+++ Stored data +++
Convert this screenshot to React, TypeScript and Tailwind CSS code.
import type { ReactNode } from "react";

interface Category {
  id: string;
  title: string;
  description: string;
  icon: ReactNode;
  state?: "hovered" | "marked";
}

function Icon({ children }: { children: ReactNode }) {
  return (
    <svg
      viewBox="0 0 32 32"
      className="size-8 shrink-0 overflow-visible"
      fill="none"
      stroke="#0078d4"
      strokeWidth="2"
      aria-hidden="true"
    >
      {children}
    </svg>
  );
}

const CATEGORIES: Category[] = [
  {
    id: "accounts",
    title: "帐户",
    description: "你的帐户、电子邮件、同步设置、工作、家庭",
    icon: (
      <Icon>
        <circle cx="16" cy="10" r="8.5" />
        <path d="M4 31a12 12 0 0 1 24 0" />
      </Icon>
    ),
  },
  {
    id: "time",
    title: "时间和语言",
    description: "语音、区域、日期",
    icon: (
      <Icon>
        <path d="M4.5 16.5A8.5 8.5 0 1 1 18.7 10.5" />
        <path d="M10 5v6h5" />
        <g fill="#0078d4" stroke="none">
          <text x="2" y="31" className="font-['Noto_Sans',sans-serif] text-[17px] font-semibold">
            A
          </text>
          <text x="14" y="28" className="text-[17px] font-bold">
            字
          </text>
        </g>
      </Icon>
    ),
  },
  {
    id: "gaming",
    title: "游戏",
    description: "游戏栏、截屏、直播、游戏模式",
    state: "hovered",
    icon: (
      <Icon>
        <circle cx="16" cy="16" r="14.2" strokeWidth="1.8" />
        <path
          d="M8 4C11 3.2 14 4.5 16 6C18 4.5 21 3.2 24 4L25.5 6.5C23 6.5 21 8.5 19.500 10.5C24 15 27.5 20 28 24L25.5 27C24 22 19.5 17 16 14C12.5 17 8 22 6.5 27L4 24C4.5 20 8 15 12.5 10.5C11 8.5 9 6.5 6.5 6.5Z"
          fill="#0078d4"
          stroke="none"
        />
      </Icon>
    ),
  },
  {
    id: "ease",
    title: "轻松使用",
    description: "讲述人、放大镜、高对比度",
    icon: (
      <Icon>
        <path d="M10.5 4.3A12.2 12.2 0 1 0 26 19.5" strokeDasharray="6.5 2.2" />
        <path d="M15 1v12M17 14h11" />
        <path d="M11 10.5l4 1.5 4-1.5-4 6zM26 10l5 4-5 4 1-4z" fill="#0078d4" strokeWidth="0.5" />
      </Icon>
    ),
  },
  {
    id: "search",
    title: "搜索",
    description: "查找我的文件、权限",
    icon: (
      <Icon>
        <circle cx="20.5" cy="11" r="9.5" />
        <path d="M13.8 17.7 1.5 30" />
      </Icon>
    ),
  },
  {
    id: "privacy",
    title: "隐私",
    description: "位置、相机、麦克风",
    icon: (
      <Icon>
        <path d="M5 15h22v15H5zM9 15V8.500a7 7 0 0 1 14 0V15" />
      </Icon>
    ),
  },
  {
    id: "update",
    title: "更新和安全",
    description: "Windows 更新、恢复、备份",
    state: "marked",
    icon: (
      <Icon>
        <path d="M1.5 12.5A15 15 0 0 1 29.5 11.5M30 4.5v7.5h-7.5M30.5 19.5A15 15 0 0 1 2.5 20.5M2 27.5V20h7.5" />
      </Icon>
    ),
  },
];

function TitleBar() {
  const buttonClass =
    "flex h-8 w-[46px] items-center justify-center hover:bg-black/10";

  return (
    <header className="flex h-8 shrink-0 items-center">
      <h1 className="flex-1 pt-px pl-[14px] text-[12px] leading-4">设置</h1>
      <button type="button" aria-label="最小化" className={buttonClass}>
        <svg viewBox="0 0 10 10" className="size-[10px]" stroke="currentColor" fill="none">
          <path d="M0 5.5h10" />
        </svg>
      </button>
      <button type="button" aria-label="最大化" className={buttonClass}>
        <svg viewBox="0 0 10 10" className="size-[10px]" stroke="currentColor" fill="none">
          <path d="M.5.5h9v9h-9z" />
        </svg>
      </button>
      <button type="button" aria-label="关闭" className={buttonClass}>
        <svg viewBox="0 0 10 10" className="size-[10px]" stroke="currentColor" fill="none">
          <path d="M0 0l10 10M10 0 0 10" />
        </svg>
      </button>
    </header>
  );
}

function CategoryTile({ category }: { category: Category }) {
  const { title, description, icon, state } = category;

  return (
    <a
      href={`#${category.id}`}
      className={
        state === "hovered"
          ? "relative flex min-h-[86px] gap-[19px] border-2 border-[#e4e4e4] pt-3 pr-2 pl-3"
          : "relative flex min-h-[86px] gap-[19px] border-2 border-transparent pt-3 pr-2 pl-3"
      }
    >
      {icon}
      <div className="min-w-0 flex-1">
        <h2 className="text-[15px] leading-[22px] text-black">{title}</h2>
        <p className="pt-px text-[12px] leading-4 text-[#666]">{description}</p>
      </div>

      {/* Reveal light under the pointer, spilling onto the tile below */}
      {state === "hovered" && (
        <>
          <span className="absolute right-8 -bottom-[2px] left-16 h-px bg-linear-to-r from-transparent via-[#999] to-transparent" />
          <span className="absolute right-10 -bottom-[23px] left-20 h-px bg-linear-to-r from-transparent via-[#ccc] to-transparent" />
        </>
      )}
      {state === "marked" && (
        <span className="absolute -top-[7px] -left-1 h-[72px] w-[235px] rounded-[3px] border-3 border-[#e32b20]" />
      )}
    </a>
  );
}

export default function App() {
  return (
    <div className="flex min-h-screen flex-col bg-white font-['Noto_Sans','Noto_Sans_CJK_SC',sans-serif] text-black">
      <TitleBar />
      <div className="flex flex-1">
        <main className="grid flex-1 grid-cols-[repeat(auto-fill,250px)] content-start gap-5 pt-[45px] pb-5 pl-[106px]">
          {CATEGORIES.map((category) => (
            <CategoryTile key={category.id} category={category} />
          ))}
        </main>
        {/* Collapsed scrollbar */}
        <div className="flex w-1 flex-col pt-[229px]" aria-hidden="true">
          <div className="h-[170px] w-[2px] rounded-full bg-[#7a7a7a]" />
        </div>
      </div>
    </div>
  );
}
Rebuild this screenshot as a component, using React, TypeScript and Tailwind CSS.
+++
Copy all of the data exactly.

Convert this screenshot to React, TypeScript and Tailwind CSS code.
import type { ReactNode } from "react";

interface Category {
  id: string;
  title: string;
  description: string;
  icon: ReactNode;
  state?: "hovered" | "marked";
}

function Icon({ children }: { children: ReactNode }) {
  return (
    <svg
      viewBox="0 0 32 32"
      className="size-8 shrink-0 overflow-visible"
      fill="none"
      stroke="#0078d4"
      strokeWidth="2"
      aria-hidden="true"
    >
      {children}
    </svg>
  );
}

const CATEGORIES: Category[] = [
  {
    id: "accounts",
    title: "帐户",
    description: "你的帐户、电子邮件、同步设置、工作、家庭",
    icon: (
      <Icon>
        <circle cx="16" cy="10" r="8.5" />
        <path d="M4 31a12 12 0 0 1 24 0" />
      </Icon>
    ),
  },
  {
    id: "time",
    title: "时间和语言",
    description: "语音、区域、日期",
    icon: (
      <Icon>
        <path d="M4.5 16.5A8.5 8.5 0 1 1 18.7 10.5" />
        <path d="M10 5v6h5" />
        <g fill="#0078d4" stroke="none">
          <text x="2" y="31" className="font-['Noto_Sans',sans-serif] text-[17px] font-semibold">
            A
          </text>
          <text x="14" y="28" className="text-[17px] font-bold">
            字
          </text>
        </g>
      </Icon>
    ),
  },
  {
    id: "gaming",
    title: "游戏",
    description: "游戏栏、截屏、直播、游戏模式",
    state: "hovered",
    icon: (
      <Icon>
        <circle cx="16" cy="16" r="14.2" strokeWidth="1.8" />
        <path
          d="M8 4C11 3.2 14 4.5 16 6C18 4.5 21 3.2 24 4L25.5 6.5C23 6.5 21 8.5 19.500 10.5C24 15 27.5 20 28 24L25.5 27C24 22 19.5 17 16 14C12.5 17 8 22 6.5 27L4 24C4.5 20 8 15 12.5 10.5C11 8.5 9 6.5 6.5 6.5Z"
          fill="#0078d4"
          stroke="none"
        />
      </Icon>
    ),
  },
  {
    id: "ease",
    title: "轻松使用",
    description: "讲述人、放大镜、高对比度",
    icon: (
      <Icon>
        <path d="M10.5 4.3A12.2 12.2 0 1 0 26 19.5" strokeDasharray="6.5 2.2" />
        <path d="M15 1v12M17 14h11" />
        <path d="M11 10.5l4 1.5 4-1.5-4 6zM26 10l5 4-5 4 1-4z" fill="#0078d4" strokeWidth="0.5" />
      </Icon>
    ),
  },
  {
    id: "search",
    title: "搜索",
    description: "查找我的文件、权限",
    icon: (
      <Icon>
        <circle cx="20.5" cy="11" r="9.5" />
        <path d="M13.8 17.7 1.5 30" />
      </Icon>
    ),
  },
  {
    id: "privacy",
    title: "隐私",
    description: "位置、相机、麦克风",
    icon: (
      <Icon>
        <path d="M5 15h22v15H5zM9 15V8.500a7 7 0 0 1 14 0V15" />
      </Icon>
    ),
  },
  {
    id: "update",
    title: "更新和安全",
    description: "Windows 更新、恢复、备份",
    state: "marked",
    icon: (
      <Icon>
        <path d="M1.5 12.5A15 15 0 0 1 29.5 11.5M30 4.5v7.5h-7.5M30.5 19.5A15 15 0 0 1 2.5 20.5M2 27.5V20h7.5" />
      </Icon>
    ),
  },
];

function TitleBar() {
  const buttonClass =
    "flex h-8 w-[46px] items-center justify-center hover:bg-black/10";

  return (
    <header className="flex h-8 shrink-0 items-center">
      <h1 className="flex-1 pt-px pl-[14px] text-[12px] leading-4">设置</h1>
      <button type="button" aria-label="最小化" className={buttonClass}>
        <svg viewBox="0 0 10 10" className="size-[10px]" stroke="currentColor" fill="none">
          <path d="M0 5.5h10" />
        </svg>
      </button>
      <button type="button" aria-label="最大化" className={buttonClass}>
        <svg viewBox="0 0 10 10" className="size-[10px]" stroke="currentColor" fill="none">
          <path d="M.5.5h9v9h-9z" />
        </svg>
      </button>
      <button type="button" aria-label="关闭" className={buttonClass}>
        <svg viewBox="0 0 10 10" className="size-[10px]" stroke="currentColor" fill="none">
          <path d="M0 0l10 10M10 0 0 10" />
        </svg>
      </button>
    </header>
  );
}

function CategoryTile({ category }: { category: Category }) {
  const { title, description, icon, state } = category;

  return (
    <a
      href={`#${category.id}`}
      className={
        state === "hovered"
          ? "relative flex min-h-[86px] gap-[19px] border-2 border-[#e4e4e4] pt-3 pr-2 pl-3"
          : "relative flex min-h-[86px] gap-[19px] border-2 border-transparent pt-3 pr-2 pl-3"
      }
    >
      {icon}
      <div className="min-w-0 flex-1">
        <h2 className="text-[15px] leading-[22px] text-black">{title}</h2>
        <p className="pt-px text-[12px] leading-4 text-[#666]">{description}</p>
      </div>

      {/* Reveal light under the pointer, spilling onto the tile below */}
      {state === "hovered" && (
        <>
          <span className="absolute right-8 -bottom-[2px] left-16 h-px bg-linear-to-r from-transparent via-[#999] to-transparent" />
          <span className="absolute right-10 -bottom-[23px] left-20 h-px bg-linear-to-r from-transparent via-[#ccc] to-transparent" />
        </>
      )}
      {state === "marked" && (
        <span className="absolute -top-[7px] -left-1 h-[72px] w-[235px] rounded-[3px] border-3 border-[#e32b20]" />
      )}
    </a>
  );
}

export default function App() {
  return (
    <div className="flex min-h-screen flex-col bg-white font-['Noto_Sans','Noto_Sans_CJK_SC',sans-serif] text-black">
      <TitleBar />
      <div className="flex flex-1">
        <main className="grid flex-1 grid-cols-[repeat(auto-fill,250px)] content-start gap-5 pt-[45px] pb-5 pl-[106px]">
          {CATEGORIES.map((category) => (
            <CategoryTile key={category.id} category={category} />
          ))}
        </main>
        {/* Collapsed scrollbar */}
        <div className="flex w-1 flex-col pt-[229px]" aria-hidden="true">
          <div className="h-[170px] w-[2px] rounded-full bg-[#7a7a7a]" />
        </div>
      </div>
    </div>
  );
}
Rebuild this screenshot as a component, using React, TypeScript and Tailwind CSS.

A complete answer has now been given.